Should you book this Kyoto geisha night walk?

I’d book this if you:

  • Want Gion at night without spending the whole evening fighting daylight crowds
  • Like walking tours that actually explain the culture behind what you’re seeing
  • Prefer a small group with a guide who can answer questions in plain, clear English
  • Care about shrines and temples too, not only geisha streets

I’d skip it if you:

  • Have trouble with longer walking, uneven pavement, steps, or rough ground
  • Want a mostly independent, non-guided photo hunt
  • Need guaranteed time at a single landmark longer than the short stops listed

If you fit the first group, this is one of the better ways to spend an evening in Kyoto: it connects the lanes of Gion to the sacred places around Yasaka, then finishes in Pontocho where Kyoto’s night energy makes sense.

FAQ

How long is the Kyoto geisha night walk?

It runs about 3 hours 30 minutes.

Where do I meet the group, and where does it end?

You meet at Disney Store – Kyoto Shijo-Kawaramachi. The tour ends at Sanjō Ōhashi Bridge at the northern end of Pontocho alley.

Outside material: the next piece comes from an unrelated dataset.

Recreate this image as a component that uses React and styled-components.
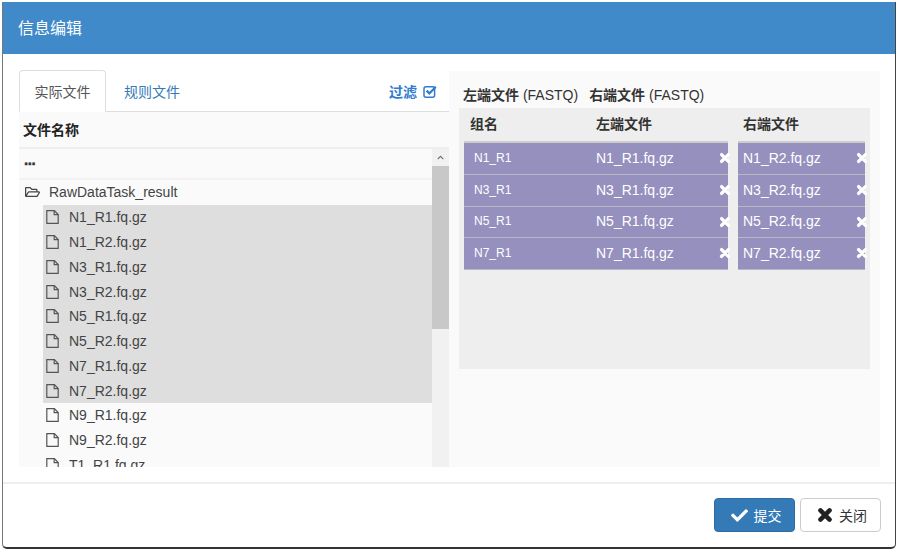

What time does the tour start?

The start time is 5:20 pm.

Is the tour a small group?

Yes. The group size is capped at a maximum of 8 travelers.

What’s included in the price?

The tour includes a Kyoto snack, a walking tour with an expert guide speaking clear native English, and the guided experience at the listed stops.

Are there any paid admission fees during the stops?

The itinerary lists admission ticket free for the stops included.

Can I get a full refund if I cancel or if weather is bad?

There’s free cancellation up to 24 hours in advance for a full refund. The experience requires good weather; if it’s canceled due to poor weather, you’re offered a different date or a full refund.